Question

What will be the acceleration due to gravity at a depth \( d \), where \( g \) is the acceleration due to gravity on the surface of the Earth?

• A. \(\frac{g}{\left(1 + \frac{d}{R}\right)^2}\)
• B. \( g \left[ 1 - \frac{2d}{R} \right] \)
• C. \(\frac{g}{\left(1 - \frac{d}{R}\right)^2}\)
• D. \( g \left[ 1 - \frac{d}{R} \right] \)

Hint:

For acceleration due to gravity: - At height \( h \): \( g' = g \left( \frac{R}{R+h} \right)^2 \) - At depth \( d \): \( g' = g \left( 1 - \frac{d}{R} \right) \) - Gravity decreases inside the Earth linearly with depth.

Answer 1

The Correct Option is D

Step 1: Understanding Gravity Variation with Depth The acceleration due to gravity at a depth \( d \) inside the Earth is given by the formula: \[ g' = g \left( 1 - \frac{d}{R} \right) \] where: \( g' \) is the acceleration due to gravity at depth \( d \), \( g \) is the acceleration due to gravity on the surface, \( R \) is the radius of the Earth.

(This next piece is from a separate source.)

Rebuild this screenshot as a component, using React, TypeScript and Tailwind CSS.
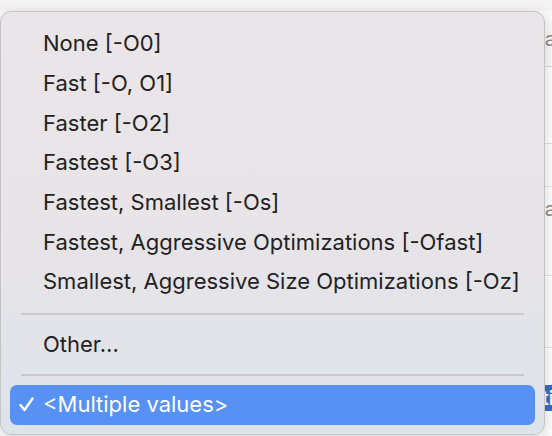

Step 2: Explanation of the Formula Gravity decreases linearly as we move inside the Earth because only the mass enclosed within radius \( R-d \) contributes to gravity at depth \( d \), following the equation: \[ g' = g \times \frac{R - d}{R} = g \left( 1 - \frac{d}{R} \right) \] Thus, the correct option is: \[ g' = g \left( 1 - \frac{d}{R} \right) \] which corresponds to option (D).